Кюхельбекер же в 1843 г. писал в своем дневнике о поэме: "Содержание, разумеется, вздор, создание ничтожно, * глубины никакой. Один слог составляет достоинство "Руслана", за то слог истинно чудесный. Лучшая песнь, по-моему, шестая: сражение тут не в пример лучше, чем в Полтаве", и дальше: "Остаюсь при своем мнении, что "Кавказский пленник" и особенно "Бахчисарайский фонтан", хотя в них стихи иногда удивительно сладостны, творения не в пример ниже "Руслана". . ." [80]
* Вспомним, что и Зыков (в авторстве статьи которого Пушкин подозревал Катенина), по словам Пушкина, подчеркивал "бедность создания", т. е. сюжетную слабость поэмы.
Вместе с тем в связи с поэмой Пушкину пришлось пересмотреть свое отношение к карамзинизму. Канонические авторитеты Дмитриева и Блудова Пушкин, не колеблясь, уничтожает в течение 20-х годов. Отношение к Карамзину сложное, [81] но эпиграммы Пушкина 1819 г. на Карамзина, [82] которые А. Тургенев и Вяземский припомнили Пушкину после смерти Карамзина, были в атмосфере почитания, окружавшей его имя, актом поразительного вольнодумства.
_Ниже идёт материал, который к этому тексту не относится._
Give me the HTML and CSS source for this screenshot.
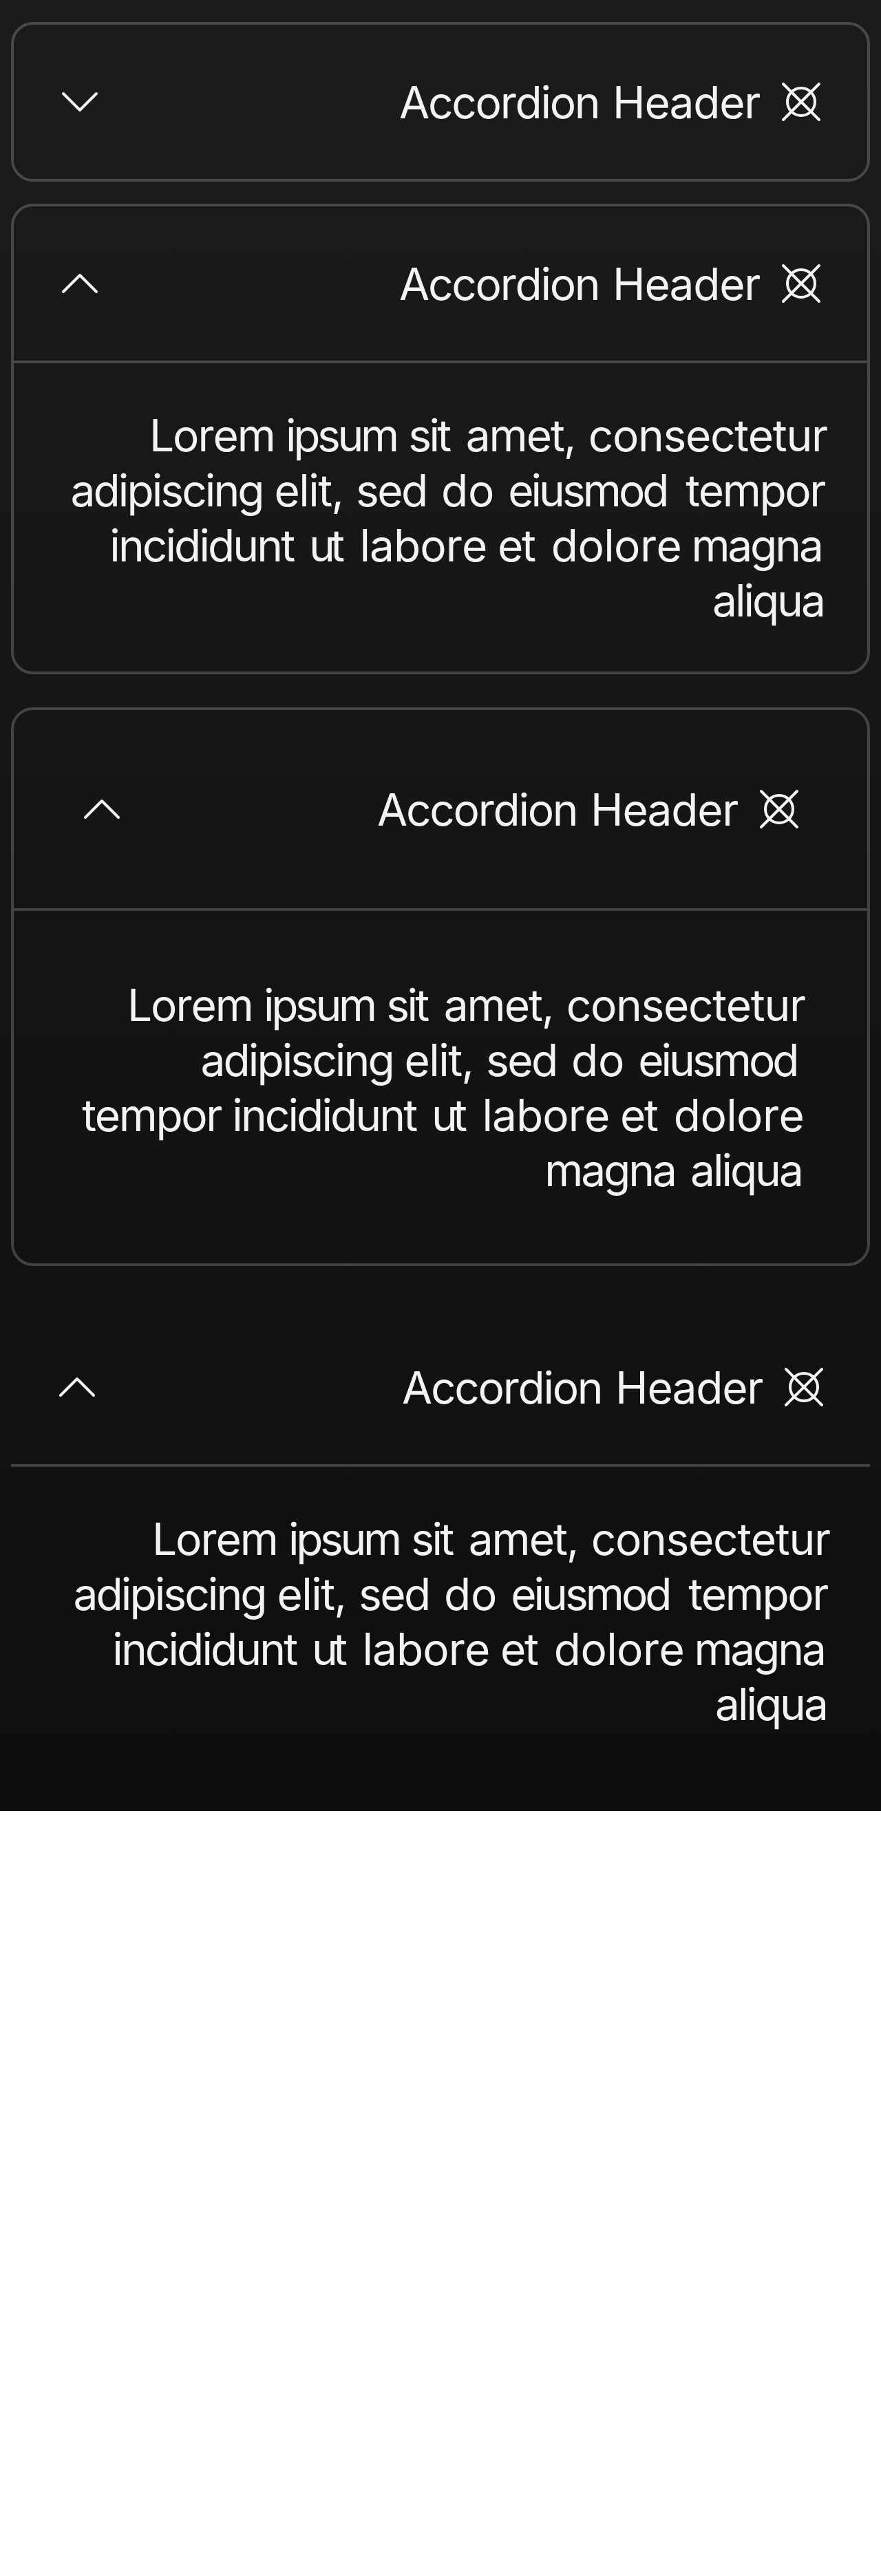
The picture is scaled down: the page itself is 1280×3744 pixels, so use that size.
FILE: index.html
```html
<!DOCTYPE html>
<html lang="en">
<head>
<meta charset="utf-8">
<title>Accordion</title>
<link rel="stylesheet" href="styles.css">
</head>
<body>
<svg class="sprite" width="0" height="0">
  <symbol id="down" viewBox="0 0 24 24"><path d="M6 9l6 6 6-6"/></symbol>
  <symbol id="up" viewBox="0 0 24 24"><path d="M6 15l6-6 6 6"/></symbol>
  <symbol id="marker" viewBox="0 0 24 24"><circle cx="12" cy="12" r="5"/><path d="M5.5 5.5l13 13M18.5 5.5l-13 13"/></symbol>
</svg>
<main class="stage">
  <section class="accordion">
    <header class="header"><svg class="icon"><use href="#down"/></svg><span class="title"><span class="w-accordion">Accordion</span> <span class="w-header">Header</span></span><svg class="icon"><use href="#marker"/></svg></header>
  </section>
  <section class="accordion">
    <header class="header"><svg class="icon"><use href="#up"/></svg><span class="title"><span class="w-accordion">Accordion</span> <span class="w-header">Header</span></span><svg class="icon"><use href="#marker"/></svg></header>
    <p class="body"><span class="w-lorem">Lorem</span> <span class="w-ipsum">ipsum</span> <span class="w-sit">sit</span> <span class="w-amet">amet,</span> <span class="w-consectetur">consectetur</span> <span class="w-adipiscing">adipiscing</span> <span class="w-elit">elit,</span> <span class="w-sed">sed</span> <span class="w-do">do</span> <span class="w-eiusmod">eiusmod</span> <span class="w-tempor">tempor</span> <span class="w-incididunt">incididunt</span> <span class="w-ut">ut</span> <span class="w-labore">labore</span> <span class="w-et">et</span> <span class="w-dolore">dolore</span> <span class="w-magna">magna</span> <span class="w-aliqua">aliqua</span></p>
  </section>
  <section class="accordion spacious">
    <header class="header"><svg class="icon"><use href="#up"/></svg><span class="title"><span class="w-accordion">Accordion</span> <span class="w-header">Header</span></span><svg class="icon"><use href="#marker"/></svg></header>
    <p class="body"><span class="w-lorem">Lorem</span> <span class="w-ipsum">ipsum</span> <span class="w-sit">sit</span> <span class="w-amet">amet,</span> <span class="w-consectetur">consectetur</span> <span class="w-adipiscing">adipiscing</span> <span class="w-elit">elit,</span> <span class="w-sed">sed</span> <span class="w-do">do</span> <span class="w-eiusmod">eiusmod</span> <span class="w-tempor">tempor</span> <span class="w-incididunt">incididunt</span> <span class="w-ut">ut</span> <span class="w-labore">labore</span> <span class="w-et">et</span> <span class="w-dolore">dolore</span> <span class="w-magna">magna</span> <span class="w-aliqua">aliqua</span></p>
  </section>
  <section class="accordion plain">
    <header class="header"><svg class="icon"><use href="#up"/></svg><span class="title"><span class="w-accordion">Accordion</span> <span class="w-header">Header</span></span><svg class="icon"><use href="#marker"/></svg></header>
    <p class="body"><span class="w-lorem">Lorem</span> <span class="w-ipsum">ipsum</span> <span class="w-sit">sit</span> <span class="w-amet">amet,</span> <span class="w-consectetur">consectetur</span> <span class="w-adipiscing">adipiscing</span> <span class="w-elit">elit,</span> <span class="w-sed">sed</span> <span class="w-do">do</span> <span class="w-eiusmod">eiusmod</span> <span class="w-tempor">tempor</span> <span class="w-incididunt">incididunt</span> <span class="w-ut">ut</span> <span class="w-labore">labore</span> <span class="w-et">et</span> <span class="w-dolore">dolore</span> <span class="w-magna">magna</span> <span class="w-aliqua">aliqua</span></p>
  </section>
</main>
</body>
</html>
```
FILE: styles.css
```css
* { box-sizing: border-box; }

body {
  margin: 0;
  background: #fff;
}

.sprite { display: none; }

.stage {
  width: 1280px;
  height: 2632px;
  padding: 32px 16px 52px;
  background: linear-gradient(#1b1b1b, #0e0e0e);
  color: #f3f3f3;
  font: 400 64px/80px Inter, "Liberation Sans", sans-serif;
  font-kerning: none;
  word-spacing: 1px;
}

.accordion {
  border: 4px solid rgba(255, 255, 255, 0.2);
  border-radius: 32px;
  margin-bottom: 32px;
}

.header {
  display: flex;
  align-items: center;
  gap: 16px;
  height: 224px;
  padding: 0 48px;
}

.title {
  flex: 1;
  padding-top: 2px;
  text-align: right;
  white-space: nowrap;
}

.icon {
  flex: none;
  width: 96px;
  height: 96px;
  fill: none;
  stroke: currentColor;
  stroke-width: 1;
  stroke-linecap: round;
  stroke-linejoin: round;
}

.body {
  margin: 0;
  padding: 65px 64px 63px;
  border-top: 4px solid rgba(255, 255, 255, 0.2);
  text-align: right;
}

.spacious {
  margin-top: 48px;
  margin-bottom: 64px;
}

.spacious .header {
  height: 288px;
  padding: 0 80px;
}

.spacious .body { padding: 97px 96px 95px 80px; }

.plain {
  border: 0;
  border-radius: 0;
  margin-bottom: 0;
}

/* Per-word tracking */
.w-accordion { letter-spacing: -2.25px; margin: 0 0.6px 0 0; }
.w-header { letter-spacing: -1.22px; margin: 0 -4.2px 0 0.13px; }
.w-lorem { letter-spacing: -2.04px; margin: 0 -2.83px 0 0.01px; }
.w-ipsum { letter-spacing: -4.36px; margin: 0 -1.7px 0 0.13px; }
.w-sit { letter-spacing: -3.64px; margin: 0 5.42px 0 0.29px; }
.w-amet { letter-spacing: -1.99px; margin: 0 0.57px 0 -0.32px; }
.w-consectetur { letter-spacing: -1.34px; margin: 0 -5.66px 0 -0.12px; }
.w-adipiscing { letter-spacing: -2.9px; margin: 0 -1.76px 0 0.5px; }
.w-elit { letter-spacing: -1.55px; margin: 0 -0.5px 0 -0.44px; }
.w-sed { letter-spacing: -2.55px; margin: 0 2.44px 0 -0.08px; }
.w-do { letter-spacing: -0.19px; margin: 0 0.81px 0 0; }
.w-eiusmod { letter-spacing: -3.95px; margin: 0 6.4px 0 0.2px; }
.w-tempor { letter-spacing: -2.4px; margin: 0 -1.91px 0 2.36px; }
.w-incididunt { letter-spacing: -2.9px; margin: 0 3.77px 0 -0.66px; }
.w-ut { letter-spacing: -6.84px; margin: 0 8.91px 0 0; }
.w-labore { letter-spacing: -0.92px; margin: 0 -3.41px 0 0.52px; }
.w-et { letter-spacing: -2.31px; margin: 0 4.38px 0 0; }
.w-dolore { letter-spacing: -0.6px; margin: 0 -4.12px 0 0.86px; }
.w-magna { letter-spacing: -3.13px; margin: 0 2.27px 0 -0.61px; }
.w-aliqua { letter-spacing: -3px; margin: 0 -0.9px 0 1px; }
```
Первым пострадал Дмитриев, отзыв которого стал известен Пушкину. Уже в 1828 г. Пушкин, выпуская второе издание "Руслана и Людмилы", не смог не упомянуть о нем: "Долг искренности требует также упомянуть и о мнении одного из увенчанных первоклассных отечественных писателей, который, прочитав Руслана и Людмилу, сказал: я тут не вижу ни мыслей, ни чувства, вижу только чувственность. Другой (а может быть и тот же) (таким образом, первый, "увенчанный писатель", по-видимому, Карамзин. - Ю. T.), [83] увенчанный, первоклассный отечественный писатель, приветствовал сей опыт молодого поэта следующим стихом: "Мать дочери велит на эту сказку плюнуть".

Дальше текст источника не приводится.